The first problem considered is the regressor selection problem for estimating the order of dynamical systems. The general problem formulation is difficult to solve and the worst case complexity equals the complexity of the exhaustive search of all possible combinations of regressors. To circumvent this complexity, we propose a relaxation of the general formulation as an extension of the nonnegative garrote regularization method. The proposed method provides means to order the regressors via their time lag and a novel algorithmic approach for the \textsc{arx} and \textsc{lpv-arx} case is given.

Thereafter, the initialization of linear time-invariant polynomial models is considered. Usually, this problem is solved via some multi-step instrumental variables method. For the estimation of state-space models, which are closely related to the polynomial models via canonical forms, the state of the art estimation method is given by the subspace identification method.

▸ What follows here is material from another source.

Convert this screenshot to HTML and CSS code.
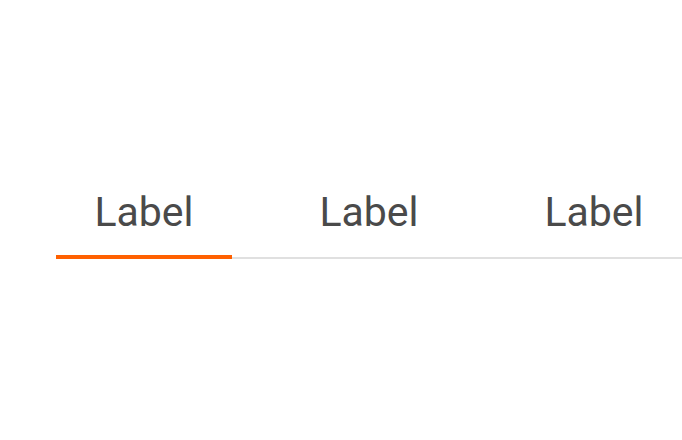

It turns out that this method can be easily extended to handle the estimation of polynomial models. The modifications are minor and only involve some intermediate calculations where already available tools can be used. Furthermore, with the proposed method other a priori information about the structure can be readily handled, including a certain class of linear gray-box structures. The proposed extension is not restricted to the discrete-time case and can be used to estimate continuous-time models.

The final topic in this thesis is the initialization of discrete-time systems containing polynomial nonlinearities. In the continuous-time case, the tools of differential algebra, especially Ritt's algorithm, have been used to prove that such a model structure is globally identifiable if and only if it can be written as a linear regression model. In particular, this implies that once Ritt's algorithm has been used to rewrite the nonlinear model structure into a linear regression model, the parameter estimation problem becomes trivial. Motivated by the above and the fact that most system identification problems involve sampled data, a version of Ritt's algorithm for the discrete-time case is provided. This algorithm is closely related to the continuous-time version and enables the handling of noise signals without differentiations.